"""

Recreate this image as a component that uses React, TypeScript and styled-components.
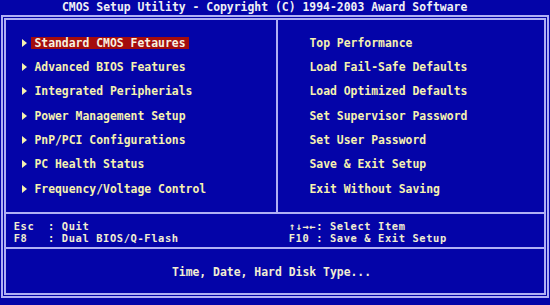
import React from "react";
import styled, { createGlobalStyle } from "styled-components";

const BLUE = "#0404a8";
const LINE = "#b0b0f4";
const YELLOW = "#f6f2b0";
const CREAM = "#f2eed2";
const ROW = 12.2;

const Global = createGlobalStyle`
  html, body { margin: 0; padding: 0; background: ${BLUE}; }
  body { width: 550px; height: 305px; overflow: hidden; }
`;

const Screen = styled.div`
  width: 550px;
  height: 305px;
  background: ${BLUE};
  font-family: "DejaVu Sans Mono", "Liberation Mono", monospace;
  font-weight: bold;
  font-size: 11.4px;
  letter-spacing: 0.012px;
  line-height: ${ROW}px;
  white-space: pre;
  display: flex;
  flex-direction: column;
`;

const TitleBar = styled.div`
  height: 15px;
  padding-left: 62px;
  color: #f0f0f4;
  display: flex;
  align-items: center;
`;

const Frame = styled.div`
  margin: 0 1px;
  border: 2px solid ${LINE};
  padding: 1px;
`;

const Inner = styled.div`
  border: 2px solid ${LINE};
  display: flex;
  flex-direction: column;
`;

const MenuArea = styled.div`
  height: 192px;
  display: flex;
  border-bottom: 2px solid ${LINE};
`;

const Column = styled.div<{ $w: number; $pad: number; $divider?: boolean }>`
  width: ${(p) => p.$w}px;
  padding-left: ${(p) => p.$pad}px;
  padding-top: 16.5px;
  box-sizing: border-box;
  display: flex;
  flex-direction: column;
  gap: ${ROW}px;
  ${(p) => (p.$divider ? `border-right: 2px solid ${LINE};` : "")}
`;

const Item = styled.div`
  height: ${ROW}px;
  display: flex;
  align-items: center;
  color: ${YELLOW};
`;

const ArrowCell = styled.span`
  width: 13.8px;
  height: ${ROW}px;
  display: flex;
  align-items: center;
`;

const Arrow = styled.span`
  width: 0;
  height: 0;
  margin-left: 1px;
  border-top: 4px solid transparent;
  border-bottom: 4px solid transparent;
  border-left: 5px solid ${YELLOW};
`;

const Label = styled.span<{ $active?: boolean }>`
  height: ${ROW}px;
  padding: 0 3px;
  margin-left: -3px;
  background: ${(p) => (p.$active ? "#a40c0c" : "transparent")};
  color: ${(p) => (p.$active ? "#f8f2e0" : YELLOW)};
`;

const HelpArea = styled.div`
  height: 35px;
  padding-top: 5.5px;
  box-sizing: border-box;
  display: flex;
  border-bottom: 2px solid ${LINE};
  color: ${CREAM};
  font-size: 10.4px;
  letter-spacing: 0.614px;
`;

const HelpCol = styled.div<{ $w?: number; $pad: number }>`
  ${(p) => (p.$w ? `width: ${p.$w}px;` : "flex: 1;")}
  padding-left: ${(p) => p.$pad}px;
  box-sizing: border-box;
  display: flex;
  flex-direction: column;
`;

const HelpLine = styled.div`
  height: ${ROW}px;
`;

const StatusArea = styled.div`
  height: 44px;
  padding-top: 17.4px;
  padding-left: 165.9px;
  box-sizing: border-box;
  color: ${CREAM};
`;

const left = [
  "Standard CMOS Fetaures",
  "Advanced BIOS Features",
  "Integrated Peripherials",
  "Power Management Setup",
  "PnP/PCI Configurations",
  "PC Health Status",
  "Frequency/Voltage Control",
];

const right = [
  "Top Performance",
  "Load Fail-Safe Defaults",
  "Load Optimized Defaults",
  "Set Supervisor Password",
  "Set User Password",
  "Save & Exit Setup",
  "Exit Without Saving",
];

export default function App() {
  return (
    <Screen>
      <Global />
      <TitleBar>CMOS Setup Utility - Copyright (C) 1994-2003 Award Software</TitleBar>
      <Frame>
        <Inner>
          <MenuArea>
            <Column $w={272} $pad={14.6} $divider>
              {left.map((t, i) => (
                <Item key={t}>
                  <ArrowCell>
                    <Arrow />
                  </ArrowCell>
                  <Label $active={i === 0}>{t}</Label>
                </Item>
              ))}
            </Column>
            <Column $w={266} $pad={31.4}>
              {right.map((t) => (
                <Item key={t}>
                  <Label>{t}</Label>
                </Item>
              ))}
            </Column>
          </MenuArea>
          <HelpArea>
            <HelpCol $w={282.75} $pad={7.75}>
              <HelpLine>{"Esc  : Quit"}</HelpLine>
              <HelpLine>{"F8   : Dual BIOS/Q-Flash"}</HelpLine>
            </HelpCol>
            <HelpCol $pad={0}>
              <HelpLine>{"↑↓→←: Select Item"}</HelpLine>
              <HelpLine>{"F10 : Save & Exit Setup"}</HelpLine>
            </HelpCol>
          </HelpArea>
          <StatusArea>Time, Date, Hard Disk Type...</StatusArea>
        </Inner>
      </Frame>
    </Screen>
  );
}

"""

§ **Work to complete**
Please quote the lines of the material, beginning with the first and ending with the one that contains "const ROW = 12.2;", exactly as written and without any pictures.

§ **Answer**
Recreate this image as a component that uses React, TypeScript and styled-components.
import React from "react";
import styled, { createGlobalStyle } from "styled-components";

const BLUE = "#0404a8";
const LINE = "#b0b0f4";
const YELLOW = "#f6f2b0";
const CREAM = "#f2eed2";
const ROW = 12.2;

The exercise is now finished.